Bratrsovsky, along with the other drivers for LTU, only plow major city streets during winter storms.

Clayton Engelman, the transportation maintenance coordinator for the city of Lincoln, says major arterials remain the city’s priority after the snow stops falling.

“Once the snow stops, that's usually what we call zero hour,” Engelman said. “And then at that point, we try to get the streets, the main streets, fully cleared before we move on into residentials.”

Four years ago, the city began hiring contractors to plow residential streets during major storms.

Engelman says the process has been a learning curve, but he believes the program will pay off in the long run.

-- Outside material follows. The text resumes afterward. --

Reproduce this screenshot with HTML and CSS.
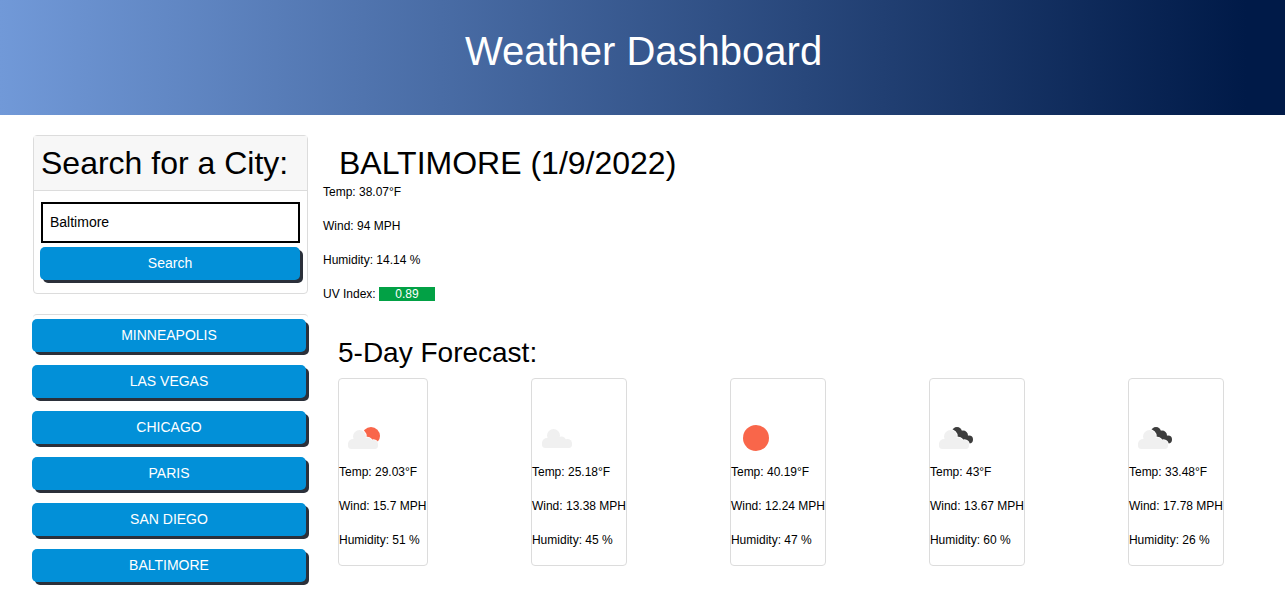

“Four years seems like a long time to figure it out, but in the four years, I think we've plowed residentials, about six, seven times,” Engelman said. “When you spread that out over the course of four years, there's a big gap there.”

In addition to plowing, Lincoln uses a special formula of brine on roads to melt ice and snow.

The brine is manufactured by the Lincoln Transportation and Utilities Department and the city says it is effective at temperatures as low as negative fifteen degrees.

But in Omaha, the strategy is different.

Steven Rue, construction street maintenance engineer for Omaha says the city doesn’t use brine when it gets too cold, which was the case throughout last week’s storm.

“Our experience is that brine will just make it worse,” Rue said. “It'll create a melting effect for the beginning of the storm. Once those pavement temperatures drop down too low, it starts to freeze to the road, so you start to have that ice buildup on the road. So for this storm, no brine, no salt.”

Instead of brine and salt, Omaha uses sand to help with traction on icy roadways. Rue said the city used a lot of sand at 90th and Dodge, 33rd and Ames and 30th and Dodge.

That’s distinct from Lincoln, where the city says it limits its use of sand because it can be crushed into the snow and moved away from driving surfaces in as little as three vehicle passes.